How long does it take? Depending on the complexity of the tile, whether it’s just a dungeon floor or a very decorated room, anywhere from 1-5 hours for an 8”x 10” size tile. High-tech tiles take more time as they required lots of nuts, bolts, buttons, etc. Larger (11” x 17”) tiles are ten times longer to make.It took 40 plus hours to create the Space Freighter tile set, “Brandy’s Lament”. I was pretty burned out after making that one. It was several weeks before I would even consider making another tile!

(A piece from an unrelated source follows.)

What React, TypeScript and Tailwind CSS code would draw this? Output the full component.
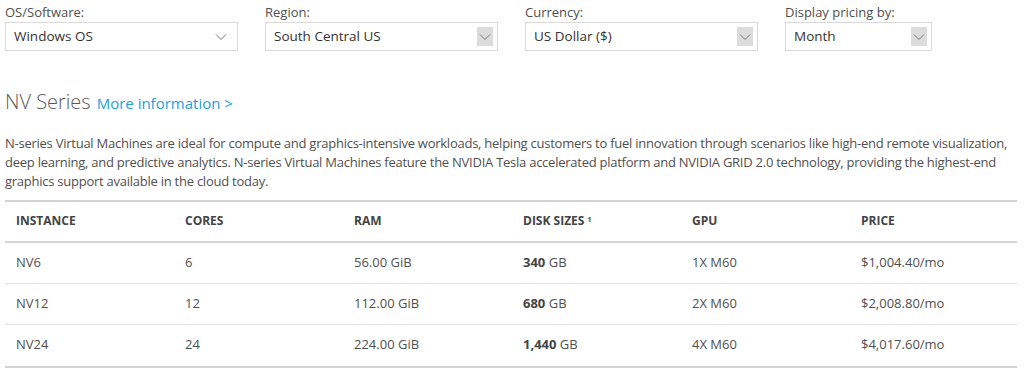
import React from 'react'

const font = { fontFamily: '"Open Sans", "Liberation Sans", sans-serif' }

const filters = [
  { label: 'OS/Software:', value: 'Windows OS', plain: true, width: 'w-[233px]' },
  { label: 'Region:', value: 'South Central US', plain: false, width: 'w-[233px]' },
  { label: 'Currency:', value: 'US Dollar ($)', plain: false, width: 'w-[233px]' },
  { label: 'Display pricing by:', value: 'Month', plain: false, width: 'w-[147px]' },
]

const rows = [
  { name: 'NV6', cores: '6', ram: '56.00 GiB', disk: '340', gpu: '1X M60', price: '$1,004.40/mo' },
  { name: 'NV12', cores: '12', ram: '112.00 GiB', disk: '680', gpu: '2X M60', price: '$2,008.80/mo' },
  { name: 'NV24', cores: '24', ram: '224.00 GiB', disk: '1,440', gpu: '4X M60', price: '$4,017.60/mo' },
]

const Chevron = () => (
  <svg width="12" height="8" viewBox="0 0 12 8" fill="none">
    <path d="M1 1.5L6 6.5L11 1.5" stroke="#777" strokeWidth="1" />
  </svg>
)

const cell = 'w-[169px] shrink-0 pl-[11px]'

export default function App() {
  return (
    <div className="w-[1024px] h-[370px] bg-white overflow-hidden text-[#505050]" style={font}>
      {/* filters */}
      <div className="flex pl-[5px] pt-[3px]">
        {filters.map((f) => (
          <div key={f.label} className="w-[260px] shrink-0">
            <div className="text-[13px] leading-[18px] mb-[1px]">{f.label}</div>
            <div className={`${f.width} h-[29px] border border-[#d9d9d9] flex items-center justify-between pl-[8px] pr-[4px]`}>
              <span className="text-[13.5px] text-[#333]">{f.value}</span>
              {f.plain ? (
                <span className="pr-[6px] flex"><Chevron /></span>
              ) : (
                <span className="w-[16px] h-[19px] bg-[#dcdcdc] flex items-center justify-center">
                  <Chevron />
                </span>
              )}
            </div>
          </div>
        ))}
      </div>

      {/* heading */}
      <div className="pl-[5px] mt-[39px] flex items-baseline gap-[6px]">
        <h2 className="text-[20px] font-light text-[#5a5a5a] leading-[24px]">NV Series</h2>
        <a className="text-[15px] text-[#1ba1e2]">More information &gt;</a>
      </div>

      <p className="pl-[5px] pr-[10px] mt-[19px] text-[13px] leading-[19px] tracking-[-0.25px]">
        N-series Virtual Machines are ideal for compute and graphics-intensive workloads, helping customers to fuel innovation through scenarios like high-end remote visualization, deep learning, and predictive analytics. N-series Virtual Machines feature the NVIDIA Tesla accelerated platform and NVIDIA GRID 2.0 technology, providing the highest-end graphics support available in the cloud today.
      </p>

      {/* table */}
      <div className="ml-[5px] w-[1012px] mt-[9px] border-t-2 border-b-2 border-[#d4d4d4]">
        <div className="flex h-[41px] items-center text-[12px] font-bold text-[#444] border-b-2 border-[#d4d4d4]">
          <div className={cell}>INSTANCE</div>
          <div className={cell}>CORES</div>
          <div className={cell}>RAM</div>
          <div className={cell}>DISK SIZES <sup className="text-[7px]">1</sup></div>
          <div className={cell}>GPU</div>
          <div className={cell}>PRICE</div>
        </div>
        {rows.map((r, i) => (
          <div
            key={r.name}
            className={`flex h-[41px] items-center text-[13px] ${i < rows.length - 1 ? 'border-b border-[#e3e3e3]' : ''}`}
          >
            <div className={cell}>{r.name}</div>
            <div className={cell}>{r.cores}</div>
            <div className={cell}>{r.ram}</div>
            <div className={cell}><b className="font-bold text-[#444]">{r.disk}</b> GB</div>
            <div className={cell}>{r.gpu}</div>
            <div className={cell}>{r.price}</div>
          </div>
        ))}
      </div>
    </div>
  )
}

How do you achieve such realistic effects? Using a combination of design techniques and clip art photos I can achieve a near photo-realistic effect with many of my tiles. Clip art saves me considerable time from having to design sub-components for many tiles. But using clip art effectively is more than just cut and paste---much of the clip art I use has to be resized, cropped, trimmed, flipped, rotated, distorted, and otherwise modified to fit the scale and colors of a tile. I spend a lot of time researching hundreds of clip art files to find one to suit my purpose. But while I make use of stock photo clip art, the majority of my tiles are created ex nilio in Photoshop. The real key in making realistic tiles is the use of lighting. Highlights and shadows give depth and drama to artwork. Using Photoshop’s layers, blur filters, dodge and burn tools I can create lighting effects to make the tile more dramatic. Adding texture overlays also enhances the finished product. These texture overlays can be imported and blended in at different levels of transparency to really set off a stone floor and other tile elements. Keeping the tiles to 25mm scale can be tricky--I keep a 25mm miniature next to my computer compare against the tile on the monitor to help keep the tiles in reasonably close to scale. Even so, I often fudge with the scale to make items on the tiles bigger than life for dramatic effect--- I used the excuse of artistic license more than once to justify my errors in keeping scale!

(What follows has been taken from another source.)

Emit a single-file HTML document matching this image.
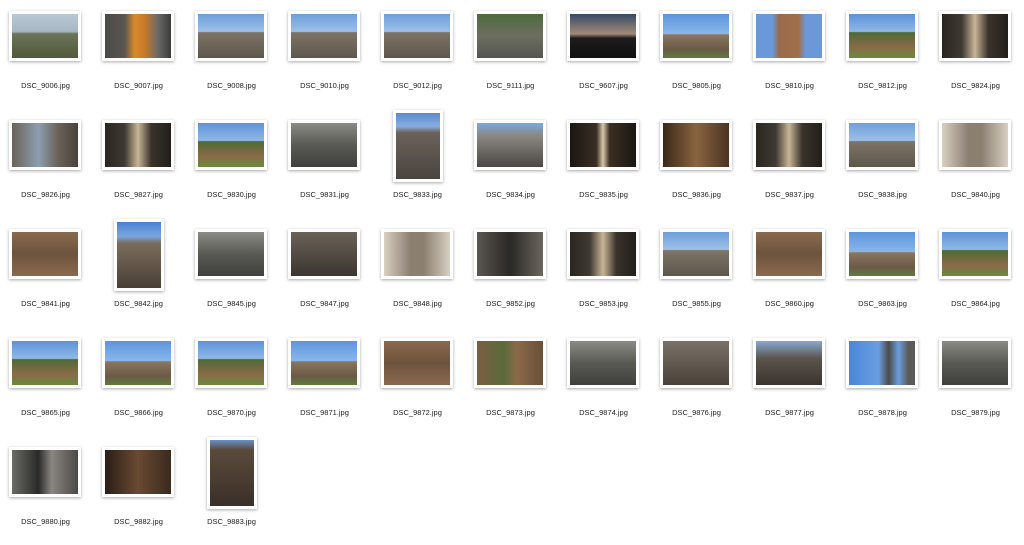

Where do you get your ideas for tiles? Mostly movies & comics. Among my favorite artists are N.C. Wyeth, M.C. Escher, The Brothers Hilderbrandt, and Jack "King" Kirby. A lot of the old adventure movies from the 1960's give me inspiration for themes to make tiles. The idea for the "Crocodile pit" tile was from an old Tarzan movie I saw as a kid. Nowadays when I watch a movie I spend more time watching the scenery and the sets than the actors! Sometimes I get ideas from studying photos of historical buildings and structures from the past.The tricky part is making the idea translate into a top-down perspective on a tile. I often approach the design of a tile as if I am building a stage for the action to take place. I often add obstacles, pathways, different elevations, and other features to make a tile unique, and to give challedges for a party of adventurers to overcome. My goal is always to make a tile evoke mystery or drama. I like to think that my tiles often tell a story by themselves, giving the GM ideas for running an adventure.

A final bit of advice: Don't be too discourage if your first attempts don't come out very well the first time. (Then again, you may be a natural born artist and whip out masterpieces on the first try--I've seen it happen!) If you saw my first tiles I did three years ago, you would have thought they were pretty pathetic. It wasn't till my second year I started to turn out some decent ones, and by the third year I was finally good enough to get Dragon Magazine's attention to publish my work. Even then, it wasn't until my last two tiles in the poster series that I begin to hit my stride. You must decide if you are going for masterpieces, or just some nice, useful tiles for gaming-- It can be a toss up to decide which would you rather do ----gaming or making tiles! Live with your choice and don't compare your work with others unless you are going for masterpieces. I make tiles because I enjoy it, (or getting decent bucks to do it!) The minute making a tile seems like work is when I wrap it up and call it a night. It's gotta be fun to be worth doing.